Cette dégradation des rapports entre groupes armés s’explique tout d’abord par le zèle religieux de certaines recrues de ces brigades islamistes, al-Nosra en premier lieu. Dans la province septentrionale d'Idlib (localités d’Atmé, de Saraqeb, etc.), des affrontements ont été notés en février dernier entre groupes affiliés à l'Armée Syrienne Libre et miliciens salafistes, sur la base de querelles très diverses, mais qui en disent long sur l’avenir complexe qui attend la Syrie post-Bachar el-Assad : le choix du drapeau (syrien ou salafiste ?), la présence de femmes lors des manifestations hebdomadaires de protestation, ou encore les chants révolutionnaires considérés comme impies par les islamistes. Bien entendu, djihadistes et Armée Syrienne Libre, en dépit de leurs oppositions idéologiques profondes, ne compromettent pas (encore) leurs chances de progression contre l’armée du régime au point de s’affronter de façon systématique. Les escarmouches sont rares, et jusqu’à la chute du régime, elles sont appelées à le rester.

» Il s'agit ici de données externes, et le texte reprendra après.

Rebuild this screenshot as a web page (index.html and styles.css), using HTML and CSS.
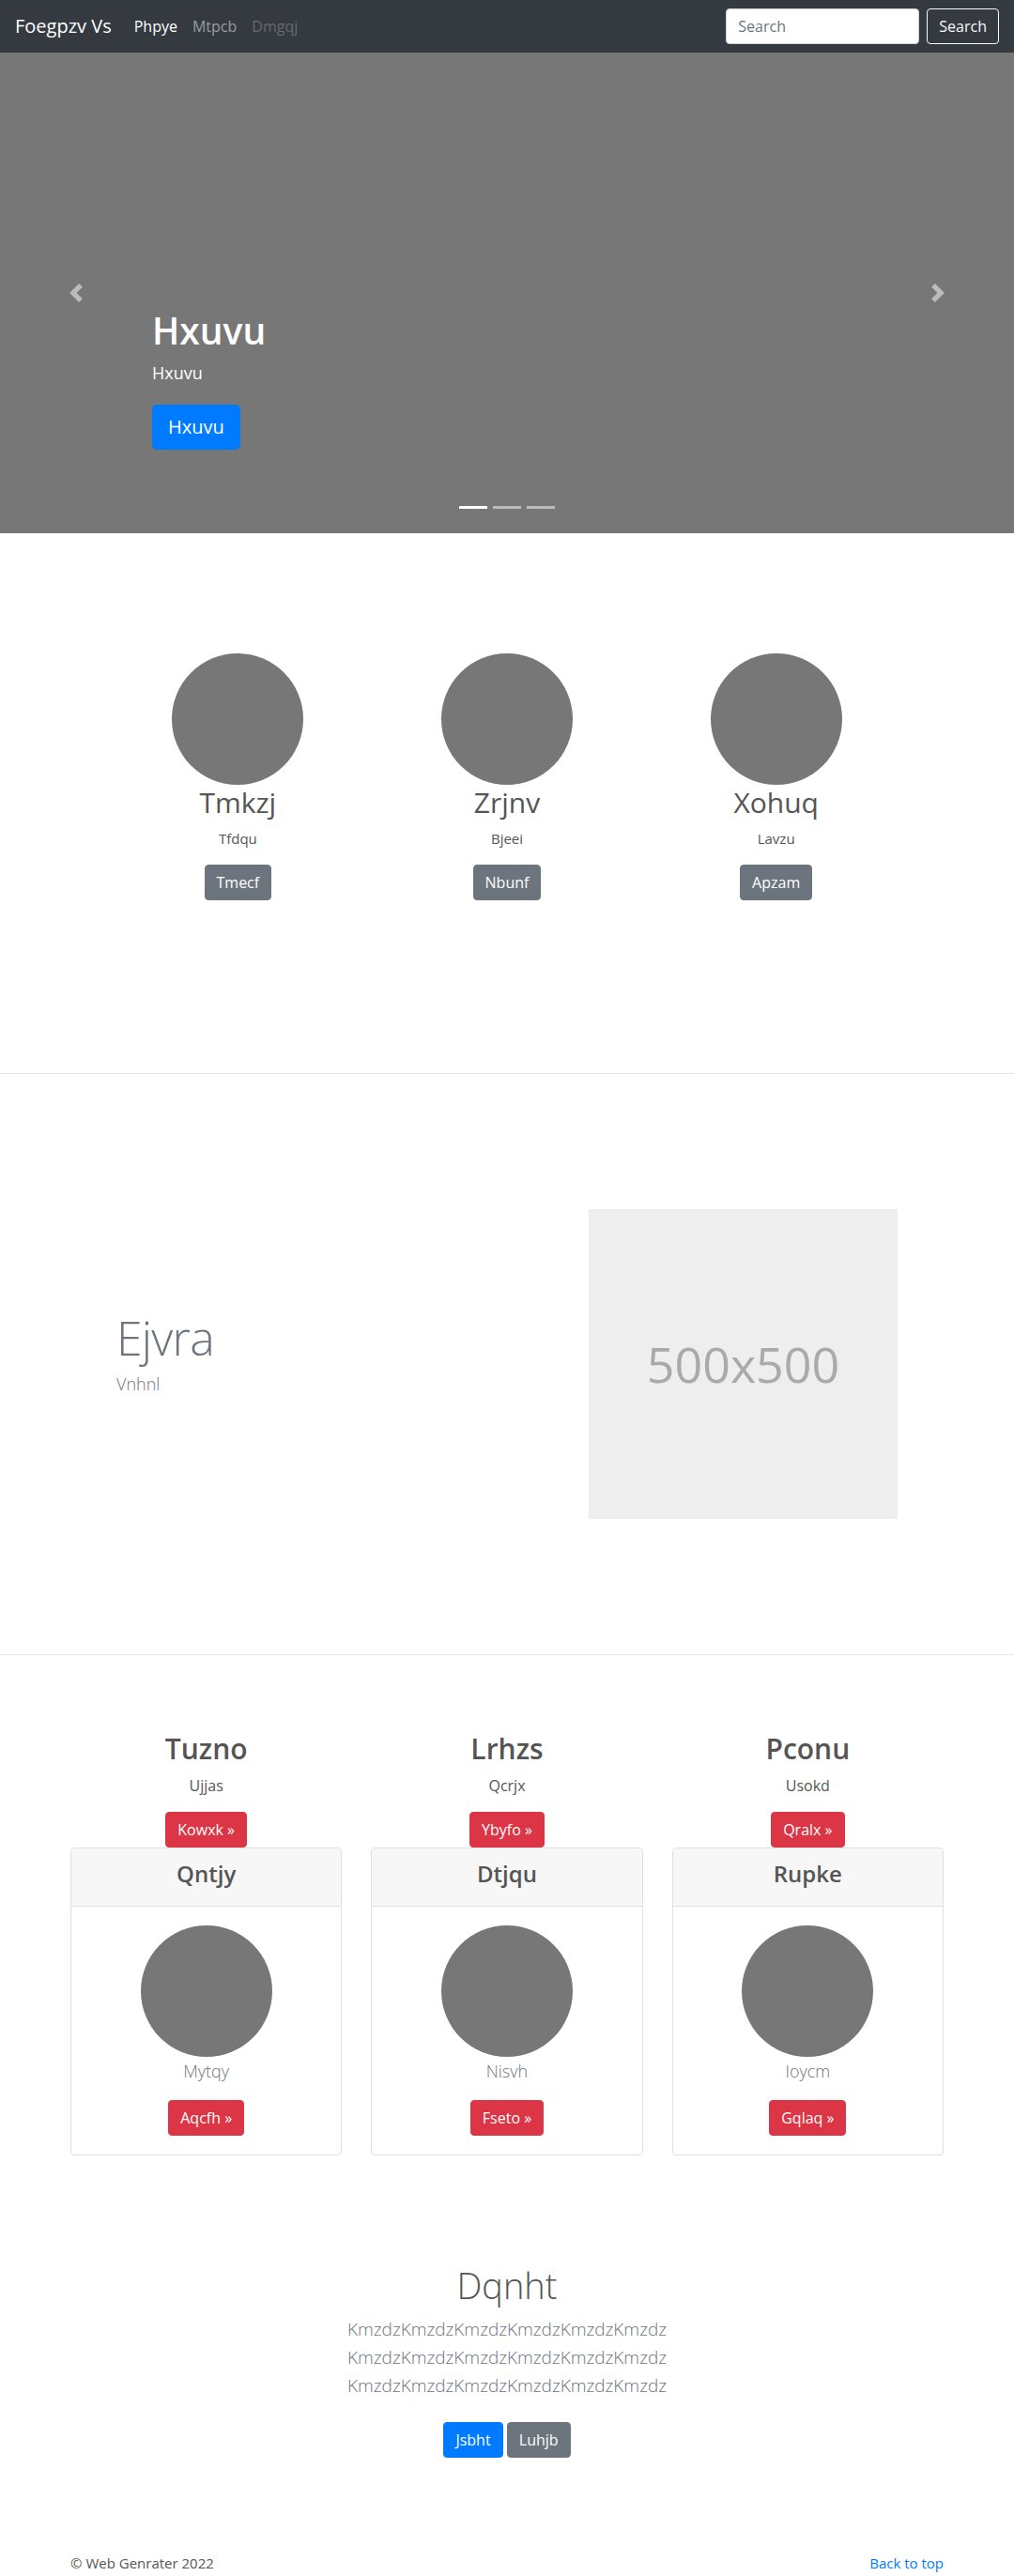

Pour autant, il semble que les affrontements entre milices kurdes et brigades islamistes ne soient pas un élément totalement déconnecté de l’ensemble du conflit, mais plutôt qu’ils traduisent une montée des rivalités entre groupes rebelles (quels qu’ils soient) au fur et à mesure de leurs progressions, notamment dans le nord-est où les forces du régime sont désormais moins présentes. Une montée des rivalités qui était sans doute, après deux ans de lutte armée, inévitable. Et qui, dans les localités kurdes, se mêle aux enjeux de la question kurde, largement sous-traitée dans la recherche d’une résolution du conflit syrien par les acteurs nationaux et internationaux.